→ **RECORDED INFORMATION**
• • •

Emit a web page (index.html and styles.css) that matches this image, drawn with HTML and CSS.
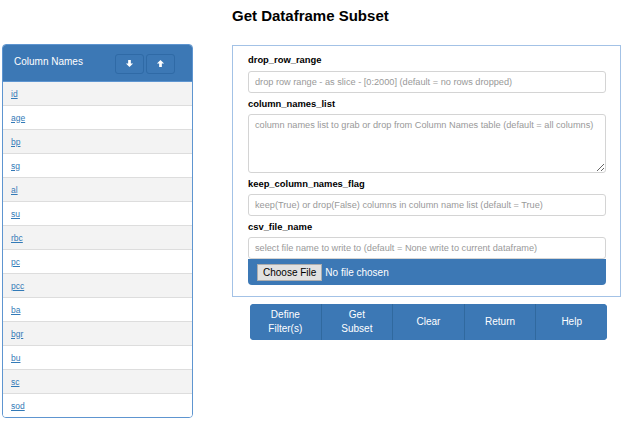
FILE: index.html
```html
<!DOCTYPE html>
<html>
<head>
<meta charset="utf-8">
<link rel="stylesheet" href="styles.css">
</head>
<body>
<div class="page">
  <div class="colpanel">
    <div class="colhead">
      <span class="coltitle">Column Names</span>
      <div class="arrows">
        <button class="arrow" type="button"><svg width="9" height="9" viewBox="0 0 10 10"><path d="M3.5 1h3v4h2.5L5 9 1 5h2.5z" fill="#fff"/></svg></button>
        <button class="arrow" type="button"><svg width="9" height="9" viewBox="0 0 10 10"><path d="M3.5 9h3V5h2.5L5 1 1 5h2.5z" fill="#fff"/></svg></button>
      </div>
    </div>
    <ul class="collist">
      <li><a href="#">id</a></li>
      <li><a href="#">age</a></li>
      <li><a href="#">bp</a></li>
      <li><a href="#">sg</a></li>
      <li><a href="#">al</a></li>
      <li><a href="#">su</a></li>
      <li><a href="#">rbc</a></li>
      <li><a href="#">pc</a></li>
      <li><a href="#">pcc</a></li>
      <li><a href="#">ba</a></li>
      <li><a href="#">bgr</a></li>
      <li><a href="#">bu</a></li>
      <li><a href="#">sc</a></li>
      <li><a href="#">sod</a></li>
    </ul>
  </div>
  <div class="main">
    <h1 class="title">Get Dataframe Subset</h1>
    <div class="form">
      <div class="label first">drop_row_range</div>
      <input class="field" type="text" placeholder="drop row range - as slice - [0:2000] (default = no rows dropped)">
      <div class="label">column_names_list</div>
      <textarea class="field area" placeholder="column names list to grab or drop from Column Names table (default = all columns)"></textarea>
      <div class="label">keep_column_names_flag</div>
      <input class="field" type="text" placeholder="keep(True) or drop(False) columns in column name list (default = True)">
      <div class="label">csv_file_name</div>
      <input class="field" type="text" placeholder="select file name to write to (default = None write to current dataframe)">
      <div class="filebar">
        <span class="filebtn">Choose File</span>
        <span class="filetext">No file chosen</span>
      </div>
    </div>
    <div class="actions">
      <button class="act" type="button">Define<br>Filter(s)</button>
      <button class="act" type="button">Get<br>Subset</button>
      <button class="act" type="button">Clear</button>
      <button class="act" type="button">Return</button>
      <button class="act" type="button">Help</button>
    </div>
  </div>
</div>
</body>
</html>
```

FILE: styles.css
```css
* { box-sizing: border-box; }
body {
  margin: 0;
  background: #fff;
  font-family: "Liberation Sans", Arial, sans-serif;
  color: #000;
}
.page {
  display: flex;
  align-items: flex-start;
  padding-left: 2px;
  gap: 39px;
}
.colpanel {
  width: 191px;
  margin-top: 44px;
  border: 1px solid #5e95d0;
  border-radius: 4px;
  overflow: hidden;
}
.colhead {
  height: 37px;
  background: #3c78b5;
  display: flex;
  align-items: center;
  justify-content: space-between;
  padding: 0 17px 0 11px;
  border-bottom: 1px solid #5e95d0;
}
.coltitle {
  color: #fff;
  font-size: 10px;
  margin-top: -4px;
}
.arrows {
  display: flex;
  gap: 2px;
  margin-top: 1px;
}
.arrow {
  width: 29px;
  height: 20px;
  padding: 0;
  margin: 0;
  background: #3c78b5;
  border: 1px solid #2f6aa6;
  border-radius: 3px;
  display: flex;
  align-items: center;
  justify-content: center;
}
.collist {
  list-style: none;
  margin: 0;
  padding: 0;
}
.collist li {
  height: 24px;
  display: flex;
  align-items: center;
  padding-left: 8px;
  border-top: 1px solid #dddddd;
  font-size: 8.5px;
  background: #fff;
}
.collist li:first-child { border-top: none; height: 23px; }
.collist li:nth-child(odd) { background: #f3f3f3; }
.collist a {
  color: #337ab7;
  text-decoration: underline;
}
.main {
  width: 389px;
  display: flex;
  flex-direction: column;
}
.title {
  margin: 6px 0 19px 0;
  font-size: 15px;
  line-height: 20px;
  font-weight: bold;
}
.form {
  height: 252px;
  border: 1px solid #a3c2e6;
  padding: 3px 14px 0 15px;
  display: flex;
  flex-direction: column;
}
.label {
  font-size: 9.4px;
  font-weight: bold;
  line-height: 14px;
  margin: 4px 0 3px 0;
}
.label.first { margin-bottom: 4px; }
.field {
  width: 100%;
  height: 22px;
  border: 1px solid #d4d4d4;
  border-radius: 3px;
  padding: 0 6px;
  font-family: "Liberation Sans", Arial, sans-serif;
  font-size: 9.2px;
  color: #555;
  background: #fff;
  margin: 0;
  outline: none;
}
.field::placeholder { color: #999999; }
.area {
  height: 59px;
  padding: 5px 6px;
  resize: vertical;
  display: block;
}
.filebar {
  height: 26px;
  background: #3c78b5;
  border-radius: 0 0 4px 4px;
  display: flex;
  align-items: center;
  padding-left: 9px;
  gap: 3px;
}
.filebtn {
  height: 17px;
  padding: 0 5px;
  background: #e1e1e1;
  border: 1px solid #adadad;
  font-size: 10px;
  line-height: 15px;
  color: #000;
}
.filetext {
  color: #fff;
  font-size: 10px;
}
.actions {
  margin: 7px 14px 0 18px;
  height: 36px;
  display: flex;
  background: #3c78b5;
  border-radius: 4px;
  overflow: hidden;
}
.act {
  flex: 1;
  margin: 0;
  padding: 0;
  border: none;
  border-left: 1px solid #30699f;
  background: #3c78b5;
  color: #fff;
  font-family: "Liberation Sans", Arial, sans-serif;
  font-size: 10px;
  line-height: 14px;
}
.act:first-child { border-left: none; }
```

• • •

→ **EXERCISE REQUIREMENTS**
Without the pictures, output the full listing exactly as it stands.

→ **EXERCISE SOLUTION**
Emit a web page (index.html and styles.css) that matches this image, drawn with HTML and CSS.
FILE: index.html
```html
<!DOCTYPE html>
<html>
<head>
<meta charset="utf-8">
<link rel="stylesheet" href="styles.css">
</head>
<body>
<div class="page">
  <div class="colpanel">
    <div class="colhead">
      <span class="coltitle">Column Names</span>
      <div class="arrows">
        <button class="arrow" type="button"><svg width="9" height="9" viewBox="0 0 10 10"><path d="M3.5 1h3v4h2.5L5 9 1 5h2.5z" fill="#fff"/></svg></button>
        <button class="arrow" type="button"><svg width="9" height="9" viewBox="0 0 10 10"><path d="M3.5 9h3V5h2.5L5 1 1 5h2.5z" fill="#fff"/></svg></button>
      </div>
    </div>
    <ul class="collist">
      <li><a href="#">id</a></li>
      <li><a href="#">age</a></li>
      <li><a href="#">bp</a></li>
      <li><a href="#">sg</a></li>
      <li><a href="#">al</a></li>
      <li><a href="#">su</a></li>
      <li><a href="#">rbc</a></li>
      <li><a href="#">pc</a></li>
      <li><a href="#">pcc</a></li>
      <li><a href="#">ba</a></li>
      <li><a href="#">bgr</a></li>
      <li><a href="#">bu</a></li>
      <li><a href="#">sc</a></li>
      <li><a href="#">sod</a></li>
    </ul>
  </div>
  <div class="main">
    <h1 class="title">Get Dataframe Subset</h1>
    <div class="form">
      <div class="label first">drop_row_range</div>
      <input class="field" type="text" placeholder="drop row range - as slice - [0:2000] (default = no rows dropped)">
      <div class="label">column_names_list</div>
      <textarea class="field area" placeholder="column names list to grab or drop from Column Names table (default = all columns)"></textarea>
      <div class="label">keep_column_names_flag</div>
      <input class="field" type="text" placeholder="keep(True) or drop(False) columns in column name list (default = True)">
      <div class="label">csv_file_name</div>
      <input class="field" type="text" placeholder="select file name to write to (default = None write to current dataframe)">
      <div class="filebar">
        <span class="filebtn">Choose File</span>
        <span class="filetext">No file chosen</span>
      </div>
    </div>
    <div class="actions">
      <button class="act" type="button">Define<br>Filter(s)</button>
      <button class="act" type="button">Get<br>Subset</button>
      <button class="act" type="button">Clear</button>
      <button class="act" type="button">Return</button>
      <button class="act" type="button">Help</button>
    </div>
  </div>
</div>
</body>
</html>
```

FILE: styles.css
```css
* { box-sizing: border-box; }
body {
  margin: 0;
  background: #fff;
  font-family: "Liberation Sans", Arial, sans-serif;
  color: #000;
}
.page {
  display: flex;
  align-items: flex-start;
  padding-left: 2px;
  gap: 39px;
}
.colpanel {
  width: 191px;
  margin-top: 44px;
  border: 1px solid #5e95d0;
  border-radius: 4px;
  overflow: hidden;
}
.colhead {
  height: 37px;
  background: #3c78b5;
  display: flex;
  align-items: center;
  justify-content: space-between;
  padding: 0 17px 0 11px;
  border-bottom: 1px solid #5e95d0;
}
.coltitle {
  color: #fff;
  font-size: 10px;
  margin-top: -4px;
}
.arrows {
  display: flex;
  gap: 2px;
  margin-top: 1px;
}
.arrow {
  width: 29px;
  height: 20px;
  padding: 0;
  margin: 0;
  background: #3c78b5;
  border: 1px solid #2f6aa6;
  border-radius: 3px;
  display: flex;
  align-items: center;
  justify-content: center;
}
.collist {
  list-style: none;
  margin: 0;
  padding: 0;
}
.collist li {
  height: 24px;
  display: flex;
  align-items: center;
  padding-left: 8px;
  border-top: 1px solid #dddddd;
  font-size: 8.5px;
  background: #fff;
}
.collist li:first-child { border-top: none; height: 23px; }
.collist li:nth-child(odd) { background: #f3f3f3; }
.collist a {
  color: #337ab7;
  text-decoration: underline;
}
.main {
  width: 389px;
  display: flex;
  flex-direction: column;
}
.title {
  margin: 6px 0 19px 0;
  font-size: 15px;
  line-height: 20px;
  font-weight: bold;
}
.form {
  height: 252px;
  border: 1px solid #a3c2e6;
  padding: 3px 14px 0 15px;
  display: flex;
  flex-direction: column;
}
.label {
  font-size: 9.4px;
  font-weight: bold;
  line-height: 14px;
  margin: 4px 0 3px 0;
}
.label.first { margin-bottom: 4px; }
.field {
  width: 100%;
  height: 22px;
  border: 1px solid #d4d4d4;
  border-radius: 3px;
  padding: 0 6px;
  font-family: "Liberation Sans", Arial, sans-serif;
  font-size: 9.2px;
  color: #555;
  background: #fff;
  margin: 0;
  outline: none;
}
.field::placeholder { color: #999999; }
.area {
  height: 59px;
  padding: 5px 6px;
  resize: vertical;
  display: block;
}
.filebar {
  height: 26px;
  background: #3c78b5;
  border-radius: 0 0 4px 4px;
  display: flex;
  align-items: center;
  padding-left: 9px;
  gap: 3px;
}
.filebtn {
  height: 17px;
  padding: 0 5px;
  background: #e1e1e1;
  border: 1px solid #adadad;
  font-size: 10px;
  line-height: 15px;
  color: #000;
}
.filetext {
  color: #fff;
  font-size: 10px;
}
.actions {
  margin: 7px 14px 0 18px;
  height: 36px;
  display: flex;
  background: #3c78b5;
  border-radius: 4px;
  overflow: hidden;
}
.act {
  flex: 1;
  margin: 0;
  padding: 0;
  border: none;
  border-left: 1px solid #30699f;
  background: #3c78b5;
  color: #fff;
  font-family: "Liberation Sans", Arial, sans-serif;
  font-size: 10px;
  line-height: 14px;
}
.act:first-child { border-left: none; }
```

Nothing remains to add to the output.